Along with addressing the impending shortfall for this season, the SCCDC’s primary goal is to expand from winter-only to year-round services. The organization’s recently launched “Friends of the Shelter” program invites local residents and business owners to contribute $10 or more a month to help cover the costs of keeping the shelter open and providing assistance to families year-round.

The local situation is a microcosm of what’s happening in the rest of the country. In the U.S. Conference of Mayors’ 2011 survey of hunger and homelessness published Thursday, all but four of the 29 cities surveyed reported an increase in requests for emergency food assistance between September 2010 and August 2011.

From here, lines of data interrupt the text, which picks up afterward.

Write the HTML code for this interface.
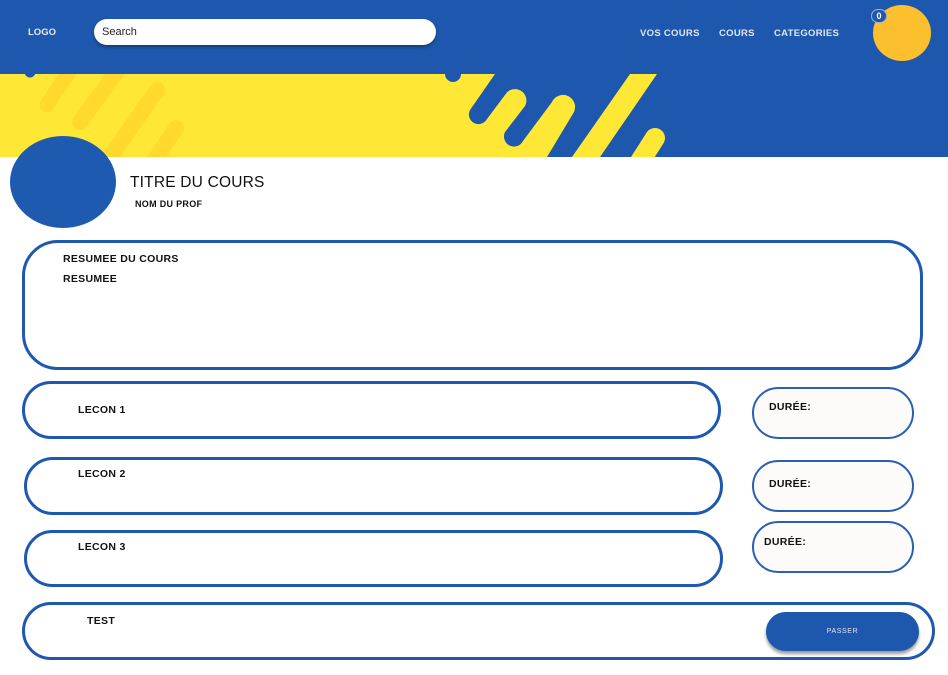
<!DOCTYPE html>
<html><head><meta charset="utf-8"><style>
*{margin:0;padding:0;box-sizing:border-box}
body{width:948px;height:675px;background:#fff;font-family:"Liberation Sans",sans-serif;position:relative;overflow:hidden;color:#111}
.a{position:absolute}
.nav{font-size:9.5px;font-weight:bold;color:#dfe6f3;letter-spacing:.3px;top:28px}
.box{position:absolute;border:3px solid #1e58b0;border-radius:32px;background:#fff}
.d{position:absolute;border:2px solid #2a5fb5;border-radius:27px;background:#fcfbfa;left:752px;width:162px;height:52px}
.t{position:absolute;font-size:10.5px;font-weight:bold;letter-spacing:.3px}
</style></head><body>
<div class="a" style="left:0;top:0;width:948px;height:74px;background:#1d58ae"></div>
<svg class="a" style="left:0;top:74px" width="948" height="83" viewBox="0 74 948 83">
<rect x="0" y="74" width="948" height="83" fill="#1d58ae"/>
<path d="M0,74 H445 A8,8 0 0 0 461,74 H495 L470,110 A9,9 0 0 0 487,119 L505,95 A11,11 0 0 1 525,106 L505,132 A10,10 0 0 0 523,141 L552,102 A12,12 0 0 1 574,112 L547,157 H0 Z" fill="#ffe835"/>
<g stroke-linecap="round" fill="none">
<line x1="30" y1="60" x2="30" y2="72" stroke="#1d58ae" stroke-width="11"/>
<line x1="655" y1="138" x2="625" y2="185" stroke="#ffe835" stroke-width="20"/>
<line x1="70" y1="70" x2="47" y2="105" stroke="#ffd92e" stroke-width="15"/>
<line x1="118" y1="70" x2="80" y2="122" stroke="#ffd92e" stroke-width="16"/>
<line x1="157" y1="90" x2="108" y2="160" stroke="#ffd92e" stroke-width="16"/>
<line x1="176" y1="128" x2="148" y2="170" stroke="#ffd92e" stroke-width="16"/>
</g>
<polygon points="630,74 657,74 600,157 572,157" fill="#ffe835"/>
</svg>
<div class="a" style="left:28px;top:27px;font-size:9.5px;font-weight:bold;color:#e5ebf5">LOGO</div>
<div class="a" style="left:94px;top:19px;width:342px;height:26px;background:#fff;border-radius:13px;box-shadow:0 2px 3px rgba(0,0,0,.35);font-size:11px;padding:7px 8px;color:#222">Search</div>
<div class="a nav" style="left:640px">VOS COURS</div>
<div class="a nav" style="left:719px">COURS</div>
<div class="a nav" style="left:774px">CATEGORIES</div>
<div class="a" style="left:873px;top:5px;width:58px;height:56px;border-radius:50%;background:#fcbf2e"></div>
<div class="a" style="left:871px;top:9px;width:16px;height:14px;border-radius:8px;background:#1d58ae;border:1px solid #aab;color:#fff;font-size:9px;font-weight:bold;text-align:center;line-height:12px">0</div>
<div class="a" style="left:10px;top:136px;width:106px;height:92px;border-radius:50%;background:#1e5ab0"></div>
<div class="a" style="left:130px;top:174px;font-size:15.5px;letter-spacing:.2px">TITRE DU COURS</div>
<div class="a" style="left:135px;top:199px;font-size:9px;font-weight:bold;letter-spacing:.3px">NOM DU PROF</div>
<div class="box" style="left:22px;top:240px;width:901px;height:130px;border-radius:36px"></div>
<div class="t" style="left:63px;top:253px">RESUMEE DU COURS</div>
<div class="t" style="left:63px;top:273px">RESUMEE</div>
<div class="box" style="left:22px;top:381px;width:699px;height:58px;border-radius:29px"></div>
<div class="t" style="left:78px;top:404px">LECON 1</div>
<div class="box" style="left:24px;top:457px;width:699px;height:58px;border-radius:29px"></div>
<div class="t" style="left:78px;top:468px">LECON 2</div>
<div class="box" style="left:24px;top:530px;width:699px;height:57px;border-radius:29px"></div>
<div class="t" style="left:78px;top:541px">LECON 3</div>
<div class="d" style="top:387px"></div><div class="t" style="left:769px;top:401px">DURÉE:</div>
<div class="d" style="top:460px"></div><div class="t" style="left:769px;top:478px">DURÉE:</div>
<div class="d" style="top:521px"></div><div class="t" style="left:764px;top:536px">DURÉE:</div>
<div class="box" style="left:22px;top:602px;width:913px;height:58px;border-radius:29px"></div>
<div class="t" style="left:87px;top:615px">TEST</div>
<div class="a" style="left:766px;top:612px;width:153px;height:39px;border-radius:20px;background:#1d58ae;box-shadow:0 3px 3px rgba(0,0,0,.4);color:#dfe6f3;font-size:7px;letter-spacing:.6px;text-align:center;line-height:39px">PASSER</div>
</body></html>
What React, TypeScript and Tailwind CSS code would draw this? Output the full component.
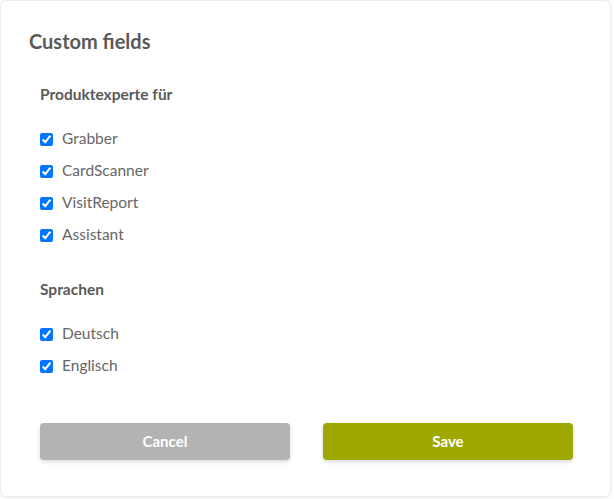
import { useState } from "react";

const groups = [
  { title: "Produktexperte für", items: ["Grabber", "CardScanner", "VisitReport", "Assistant"] },
  { title: "Sprachen", items: ["Deutsch", "Englisch"] },
];

function CheckRow({ label }: { label: string }) {
  const [checked, setChecked] = useState(true);
  return (
    <label className="flex items-center h-[32px] gap-[9px] cursor-pointer">
      <input
        type="checkbox"
        checked={checked}
        onChange={(e) => setChecked(e.target.checked)}
        className="w-[13px] h-[13px] m-0 accent-[#0075ff]"
      />
      <span className="text-[15.5px] text-[#666666]">{label}</span>
    </label>
  );
}

export default function App() {
  return (
    <div className="w-[614px] h-[499px] bg-white" style={{ fontFamily: "Lato, 'Open Sans', sans-serif" }}>
      <div className="w-[611px] h-[497px] bg-white rounded-md border border-[#ececec] shadow-[0_1px_3px_rgba(0,0,0,0.08)] pt-[28px] pl-[28px] pr-[20px]">
        {/* Title */}
        <h2 className="text-[20px] leading-[24px] font-bold text-[#5a5a5a]">Custom fields</h2>

        <div className="pl-[11px] pt-[31px]">
          {groups.map((group, i) => (
            <div key={group.title} className={i > 0 ? "mt-[28px]" : ""}>
              <h3 className="text-[15.5px] leading-[20px] font-bold text-[#5a5a5a]">{group.title}</h3>
              <div className="mt-[19px]">
                {group.items.map((item) => (
                  <CheckRow key={item} label={item} />
                ))}
              </div>
            </div>
          ))}

          {/* Buttons */}
          <div className="flex gap-[33px] mt-[41px]">
            <button className="w-[250px] h-[37px] shrink-0 rounded-[4px] bg-[#b3b3b3] text-white text-[15px] font-bold shadow-[0_2px_4px_rgba(0,0,0,0.15)]">
              Cancel
            </button>
            <button className="w-[250px] h-[37px] shrink-0 rounded-[4px] bg-[#9fa800] text-white text-[15px] font-bold shadow-[0_2px_4px_rgba(0,0,0,0.15)]">
              Save
            </button>
          </div>
        </div>
      </div>
    </div>
  );
}
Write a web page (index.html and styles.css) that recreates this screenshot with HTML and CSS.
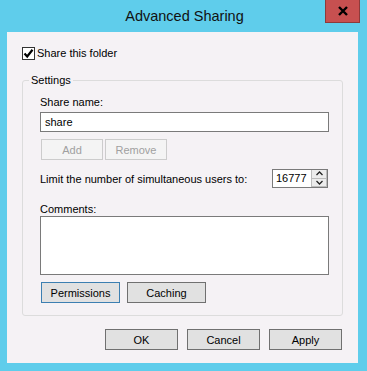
FILE: index.html
```html
<!DOCTYPE html>
<html lang="en">
<head>
    <meta charset="UTF-8">
    <title>Advanced Sharing</title>
    <link rel="stylesheet" href="styles.css">
</head>
<body>
    <div class="titlebar">
        <span></span>
        <div class="title">Advanced Sharing</div>
        <button class="close">
            <svg width="12" height="10" viewBox="0 0 12 10"><path d="M2 1 L10 9 M10 1 L2 9" stroke="#000" stroke-width="2.4"/></svg>
        </button>
    </div>

    <div class="panel">
        <label class="check-row">
            <span class="checkbox">
                <svg width="11" height="11" viewBox="0 0 11 11"><path d="M1.5 5.5 L4.2 8.5 L9.5 1.8" fill="none" stroke="#000" stroke-width="2.2"/></svg>
            </span>
            Share this folder
        </label>

        <div class="group">
            <span class="legend">Settings</span>
            <div class="field-label">Share name:</div>
            <div class="textbox">share</div>
            <div class="btn-row small">
                <button class="btn disabled">Add</button>
                <button class="btn disabled">Remove</button>
            </div>
            <div class="limit-row">
                <span>Limit the number of simultaneous users to:</span>
                <div class="spinner">
                    <div class="spin-value">16777</div>
                    <div class="spin-btns">
                        <div class="spin-btn"><svg width="7" height="5" viewBox="0 0 7 5"><path d="M0.5 4 L3.5 1 L6.5 4" fill="none" stroke="#222" stroke-width="1.3"/></svg></div>
                        <div class="spin-btn"><svg width="7" height="5" viewBox="0 0 7 5"><path d="M0.5 1 L3.5 4 L6.5 1" fill="none" stroke="#222" stroke-width="1.3"/></svg></div>
                    </div>
                </div>
            </div>
            <div class="field-label comments">Comments:</div>
            <div class="textarea"></div>
            <div class="btn-row wide">
                <button class="btn focused">Permissions</button>
                <button class="btn">Caching</button>
            </div>
        </div>

        <div class="footer">
            <button class="btn">OK</button>
            <button class="btn">Cancel</button>
            <button class="btn">Apply</button>
        </div>
    </div>
</body>
</html>
```

FILE: styles.css
```css
body {
    margin: 0;
    background-color: #5fcdeb;
    font-family: "Liberation Sans", Arial, sans-serif;
    font-size: 11px;
    color: #000;
    width: 367px;
    height: 371px;
    overflow: hidden;
}

.titlebar {
    height: 32px;
    display: grid;
    grid-template-columns: 1fr auto 1fr;
    align-items: start;
}

.title {
    font-size: 14.5px;
    line-height: 32px;
    padding-left: 2px;
    color: #111;
}

.close {
    justify-self: end;
    margin-right: 7px;
    width: 35px;
    height: 23px;
    padding: 0;
    border: 1px solid #8d3a3a;
    border-top: none;
    background-color: #c75050;
    display: flex;
    align-items: center;
    justify-content: center;
}

.panel {
    background-color: #f5f2f5;
    margin: 0 9px 0 7px;
    height: 331px;
    box-sizing: border-box;
    padding: 15px 16px 0 15px;
}

.check-row {
    display: flex;
    align-items: center;
    gap: 2px;
    height: 13px;
    line-height: 13px;
}

.checkbox {
    width: 11px;
    height: 11px;
    border: 1px solid #333;
    background-color: #fff;
    display: flex;
}

.group {
    position: relative;
    margin-top: 20px;
    width: 321px;
    box-sizing: border-box;
    border: 1px solid #dcdcdc;
    border-radius: 3px;
    padding: 14px 13px 12px 17px;
}

.legend {
    position: absolute;
    top: -8px;
    left: 6px;
    padding: 0 2px;
    line-height: 15px;
    background-color: #f5f2f5;
}

.field-label {
    line-height: 15px;
}

.textbox {
    margin-top: 2px;
    height: 20px;
    box-sizing: border-box;
    border: 1px solid #7a7a7a;
    background-color: #fff;
    padding-left: 4px;
    line-height: 18px;
}

.btn-row {
    display: flex;
    margin-top: 7px;
    padding-left: 1px;
}

.btn-row.small {
    gap: 2px;
}

.btn-row.small .btn {
    width: 62px;
}

.btn-row.wide {
    gap: 7px;
}

.btn-row.wide .btn {
    width: 79px;
}

.btn {
    height: 21px;
    box-sizing: border-box;
    border: 1px solid #707070;
    background-color: #e1e1e1;
    font-family: inherit;
    font-size: 11px;
    color: #000;
    padding: 0;
}

.btn.disabled {
    border-color: #cccccc;
    background-color: #f4f4f4;
    color: #a0a0a0;
}

.btn.focused {
    border-color: #3c7fb1;
}

.limit-row {
    margin-top: 9px;
    display: flex;
    align-items: center;
    justify-content: space-between;
    height: 19px;
    padding-right: 1px;
    white-space: nowrap;
}

.spinner {
    display: flex;
    height: 19px;
    border: 1px solid #7a7a7a;
    box-sizing: border-box;
    background-color: #fff;
}

.spin-value {
    width: 38px;
    padding-left: 3px;
    box-sizing: border-box;
    line-height: 17px;
    overflow: hidden;
}

.spin-btns {
    width: 16px;
    display: flex;
    flex-direction: column;
}

.spin-btn {
    flex: 1;
    border: 1px solid #bcbcbc;
    border-top-width: 0;
    background-color: #ececec;
    display: flex;
    align-items: center;
    justify-content: center;
}

.comments {
    margin-top: 15px;
    line-height: 13px;
}

.textarea {
    height: 59px;
    box-sizing: border-box;
    border: 1px solid #7a7a7a;
    background-color: #fff;
}

.footer {
    display: flex;
    justify-content: flex-end;
    gap: 9px;
    margin-top: 13px;
    padding-right: 0;
}

.footer .btn {
    width: 73px;
}
```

The survey showed that half the requests came from families, 26 percent came from people with low-paying jobs, 19 percent from the elderly, and 11 percent from people identifying themselves as homeless.

A record 49.1 million Americans were living in poverty in 2010, according to government data.

Unemployment, poverty, low wages and high housing costs were cited by the mayors as primary causes for the increase in requests for assistance, even though the Great Recession officially ended two and a half years ago.

For more information about the SCV winter shelter, Bridge to Home, the family voucher program, the Friends of the Shelter program, and how to make donations, email Tim Davis, executive director, at ed@btohome.com, call the shelter hotline at 661-259-1298 or visit www.btohome.com, where a list of current needs is also posted.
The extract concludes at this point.